For our next trip I now have some intel on where to trailer launch a boat. That creates some interesting possibilities so long as there's a place to store the boat on shore. The ferry fee is less than a slip, and it eliminates the uncertainty of a bad weather crossing forcing you to change your plans.  The wheels are already turning...

Tuesday, September 23, 2014

Dog Days

They refer to the "dog days of summer" because Sirius, the dog star, is visible in the sky.  Most striper fishermen, however, think it's because the fishing is for the dogs.  I had a nice long dry spell from July 3 through August. Admittedly it was partly due to lack of effort at the right times of time.

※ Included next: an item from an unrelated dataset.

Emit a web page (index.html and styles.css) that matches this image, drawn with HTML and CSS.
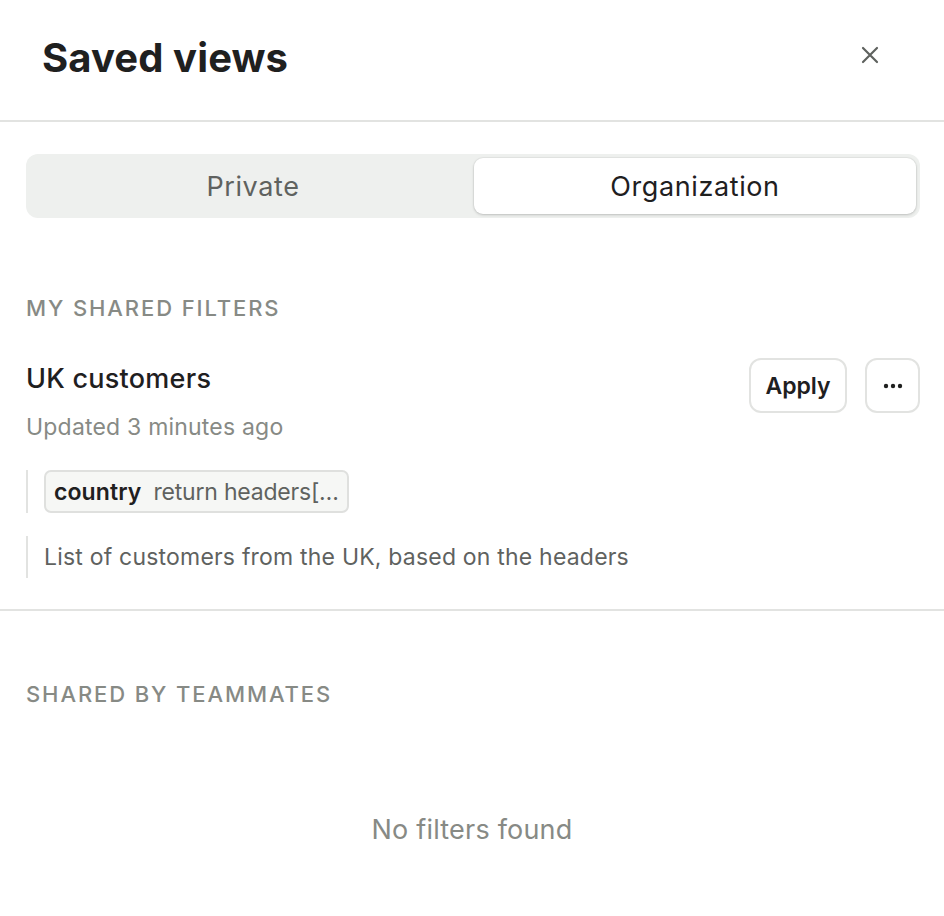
FILE: index.html
```html
<!DOCTYPE html>
<html lang="en">
<head>
<meta charset="utf-8">
<title>Saved views</title>
<link rel="stylesheet" href="styles.css">
</head>
<body>
<div class="panel">
  <header class="header">
    <h1 class="title">Saved views</h1>
    <button class="close" aria-label="Close">
      <svg width="20" height="20" viewBox="0 0 20 20" fill="none" stroke="#5f625f" stroke-width="2.2" stroke-linecap="round"><path d="M3 3L17 17M17 3L3 17"/></svg>
    </button>
  </header>
  <div class="body">
    <div class="segmented">
      <div class="seg">Private</div>
      <div class="seg seg-active">Organization</div>
    </div>
    <section class="section">
      <h2 class="section-title">MY SHARED FILTERS</h2>
      <div class="view">
        <div class="view-top">
          <div class="view-info">
            <div class="view-name">UK customers</div>
            <div class="view-meta">Updated 3 minutes ago</div>
          </div>
          <div class="view-actions">
            <button class="btn btn-apply">Apply</button>
            <button class="btn btn-more" aria-label="More">
              <svg width="20" height="6" viewBox="0 0 20 6" fill="#1f201f"><circle cx="3" cy="3" r="2.2"/><circle cx="10" cy="3" r="2.2"/><circle cx="17" cy="3" r="2.2"/></svg>
            </button>
          </div>
        </div>
        <div class="quote">
          <span class="chip"><b class="chip-key">country</b><span class="chip-val">return headers[…</span></span>
        </div>
        <div class="quote quote-text">List of customers from the UK, based on the headers</div>
      </div>
    </section>
  </div>
  <section class="section section-team">
    <h2 class="section-title">SHARED BY TEAMMATES</h2>
    <div class="empty">No filters found</div>
  </section>
</div>
</body>
</html>
```

FILE: styles.css
```css
* { box-sizing: border-box; }
html, body { margin: 0; padding: 0; background: #fff; }
body {
  font-family: Inter, "Noto Sans", sans-serif;
  color: #1f201f;
  -webkit-font-smoothing: antialiased;
}
.panel { width: 944px; min-height: 916px; display: flex; flex-direction: column; }
.header {
  height: 122px;
  display: flex;
  align-items: center;
  justify-content: space-between;
  padding: 0 56px 0 42px;
  border-bottom: 2px solid #e2e3e1;
}
.title { margin: 0; font-size: 40px; font-weight: 700; letter-spacing: 0.1px; color: #1f201f; padding-bottom: 6px; }
.close {
  width: 36px; height: 36px; border: 0; background: transparent; padding: 0;
  display: flex; align-items: center; justify-content: center; margin-bottom: 10px;
}
.body { padding: 32px 24px 0 26px; border-bottom: 2px solid #e2e3e1; }
.segmented {
  display: grid; grid-template-columns: 1fr 1fr;
  background: #eef0ee; border-radius: 12px; padding: 4px 4px 4px 6px; height: 64px;
}
.seg {
  display: flex; align-items: center; justify-content: center;
  font-size: 27px; letter-spacing: 0.6px; color: #5f625f; border-radius: 9px;
}
.seg-active {
  background: #fff; color: #1f201f;
  box-shadow: 0 1px 3px rgba(0,0,0,0.18), 0 0 0 1px rgba(0,0,0,0.03);
}
.section { padding-top: 76px; }
.section-title {
  margin: 0; font-size: 22px; font-weight: 500; letter-spacing: 1.9px; color: #878a85;
  line-height: 28px;
}
.view { padding: 36px 0 31px; }
.view-top { display: flex; justify-content: space-between; align-items: flex-start; }
.view-name { font-size: 27px; font-weight: 500; letter-spacing: 0.25px; color: #1f201f; line-height: 36px; margin-top: 3px; }
.view-meta { font-size: 23px; letter-spacing: 0.2px; color: #878a85; line-height: 30px; margin-top: 15px; }
.view-actions { display: flex; gap: 18px; }
.btn {
  height: 55px; border: 2px solid #e2e3e1; border-radius: 12px; background: #fff;
  font-family: inherit; color: #1f201f; display: flex; align-items: center; justify-content: center;
}
.btn-apply { width: 98px; font-size: 23px; font-weight: 600; }
.btn-more { width: 55px; padding: 0; }
.quote {
  border-left: 2px solid #e2e3e1; padding-left: 16px; margin-top: 28px;
}
.quote + .quote { margin-top: 23px; }
.chip {
  display: inline-flex; align-items: center; gap: 12px;
  height: 43px; padding: 0 8px; background: #f6f7f5; border: 2px solid #dfe0de; border-radius: 7px;
  font-size: 23px;
}
.chip-key { font-weight: 600; color: #1f201f; letter-spacing: 0.1px; }
.chip-val { color: #5f625f; letter-spacing: -0.2px; }
.quote-text { font-size: 23px; letter-spacing: 0.2px; color: #5f625f; line-height: 42px; }
.section-team { padding: 69px 26px 0; }
.empty { text-align: center; font-size: 27px; letter-spacing: 0.2px; color: #878a85; margin-top: 105px; }
```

The determined fishermen go nocturnal or log many hours in the car heading to points east. For me it's a chance to catch up on sleep lost during early morning outings in May and June. Don't get me wrong-- being able to play on Long Island Sound while the water is warn is terrific. Family outings become more of the focus when the fish aren't around. We go sailing. The kids have a blast on snapper blues.

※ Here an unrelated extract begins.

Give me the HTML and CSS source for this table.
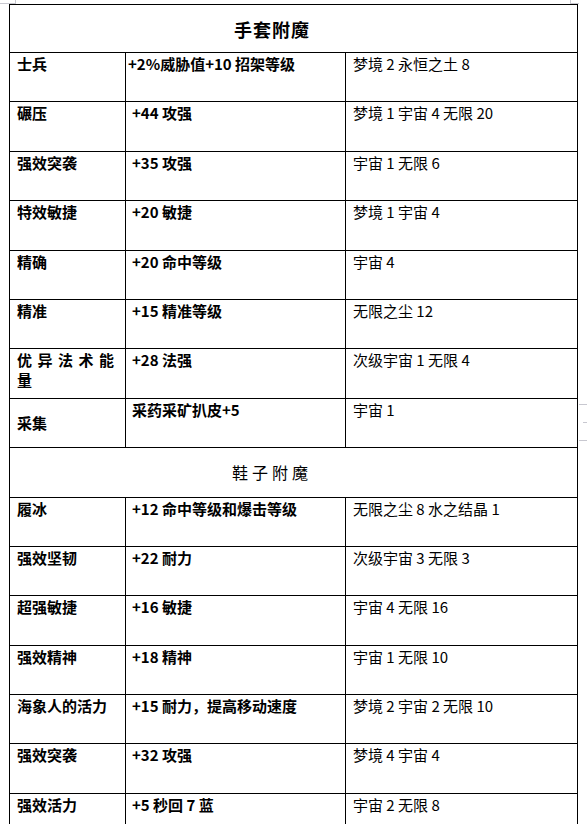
FILE: index.html
```html
<!DOCTYPE html>
<html lang="zh">
<head>
<meta charset="utf-8">
<link rel="stylesheet" href="styles.css">
</head>
<body>
<div class="page">
<span class="mark mk-tl"></span>
<span class="mark mk-tr"></span>
<span class="mark mk-r1"></span>
<span class="mark mk-r2"></span>
<span class="mark mk-r3"></span>
<table class="ench">
  <colgroup><col class="c1"><col class="c2"><col class="c3"></colgroup>
  <tr class="head first"><td colspan="3"><span class="t1">手套附魔</span></td></tr>
  <tr><td class="n">士兵</td><td class="e tight">+2%威胁值+10 招架等级</td><td class="m">梦境 2 永恒之土 8</td></tr>
  <tr><td class="n">碾压</td><td class="e">+44 攻强</td><td class="m">梦境 1 宇宙 4 无限 20</td></tr>
  <tr><td class="n">强效突袭</td><td class="e">+35 攻强</td><td class="m">宇宙 1 无限 6</td></tr>
  <tr><td class="n">特效敏捷</td><td class="e">+20 敏捷</td><td class="m">梦境 1 宇宙 4</td></tr>
  <tr><td class="n">精确</td><td class="e">+20 命中等级</td><td class="m">宇宙 4</td></tr>
  <tr><td class="n">精准</td><td class="e">+15 精准等级</td><td class="m">无限之尘 12</td></tr>
  <tr><td class="n just">优异法术能量</td><td class="e">+28 法强</td><td class="m">次级宇宙 1 无限 4</td></tr>
  <tr><td class="n mid">采集</td><td class="e">采药采矿扒皮+5</td><td class="m">宇宙 1</td></tr>
  <tr class="head"><td colspan="3"><span class="t2">鞋子附魔</span></td></tr>
  <tr><td class="n">履冰</td><td class="e">+12 命中等级和爆击等级</td><td class="m">无限之尘 8 水之结晶 1</td></tr>
  <tr><td class="n">强效坚韧</td><td class="e">+22 耐力</td><td class="m">次级宇宙 3 无限 3</td></tr>
  <tr><td class="n">超强敏捷</td><td class="e">+16 敏捷</td><td class="m">宇宙 4 无限 16</td></tr>
  <tr><td class="n">强效精神</td><td class="e">+18 精神</td><td class="m">宇宙 1 无限 10</td></tr>
  <tr><td class="n">海象人的活力</td><td class="e">+15 耐力，提高移动速度</td><td class="m">梦境 2 宇宙 2 无限 10</td></tr>
  <tr><td class="n">强效突袭</td><td class="e">+32 攻强</td><td class="m">梦境 4 宇宙 4</td></tr>
  <tr><td class="n">强效活力</td><td class="e">+5 秒回 7 蓝</td><td class="m">宇宙 2 无限 8</td></tr>
</table>
</div>
</body>
</html>
```
FILE: styles.css
```css
html, body {
  margin: 0;
  padding: 0;
  background: #ffffff;
}
.page {
  position: relative;
  padding: 4px 0 0 9px;
  font-family: "Noto Sans CJK SC", sans-serif;
  color: #000;
}
.mark {
  position: absolute;
  display: block;
  border-color: #c8c8d0;
  border-style: solid;
  border-width: 0;
}
.mk-tl { left: 0; top: 0; width: 15px; height: 3px; border-right-width: 1px; border-bottom-width: 1px; }
.mk-tr { left: 570px; top: 0; width: 8px; height: 3px; border-left-width: 1px; border-bottom-width: 1px; }
.mk-r1 { left: 579px; top: 404px; width: 8px; height: 0; border-top-width: 1px; }
.mk-r2 { left: 583px; top: 422px; width: 4px; height: 0; border-top-width: 1px; }
.mk-r3 { left: 579px; top: 440px; width: 8px; height: 0; border-top-width: 1px; }
.ench {
  border-collapse: collapse;
  table-layout: fixed;
  width: 569px;
}
.c1 { width: 116px; }
.c2 { width: 220px; }
.c3 { width: 232px; }
.ench td {
  border: 1px solid #000;
  vertical-align: top;
  padding: 1px 6px 0 7px;
  font-size: 15px;
  line-height: 20px;
  text-align: justify;
  overflow: hidden;
}
.ench tr { height: 49.4px; }
.ench tr.first { height: 48px; }
.ench td.n { font-weight: bold; }
.ench td.just { letter-spacing: 5px; }
.ench td.e { font-weight: bold; padding-left: 6px; }
.ench td.e.tight { padding-left: 2px; }
.ench td.m { font-weight: normal; }
.ench td.mid { vertical-align: middle; }
.ench tr.head td {
  text-align: center;
  padding: 0 43px 0 0;
  vertical-align: middle;
}
.t1 {
  font-size: 18px;
  font-weight: bold;
  letter-spacing: 1px;
  line-height: 24px;
}
.t2 {
  font-size: 16px;
  letter-spacing: 4px;
  line-height: 22px;
}
```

Happiness is a tug on the end of your line.

This summer it does seem that there were fewer big fish around. There were some stripers around for people making the effort. We had a few fun outings casting small flies to 12-14" bluefish blitzing on the surface, but they seemed to average on the small side

What's nice to see is the quantity of bait. Schools of adult menhadden stuck around all summer, and they've grown fat while enjoying respite from harassing schools of big stripers and blues.  This gives hope to fishermen hoping for a good fall run.  The calendar and morning temperatures in the forties tell us that it's fall. The fishing is getting interesting again.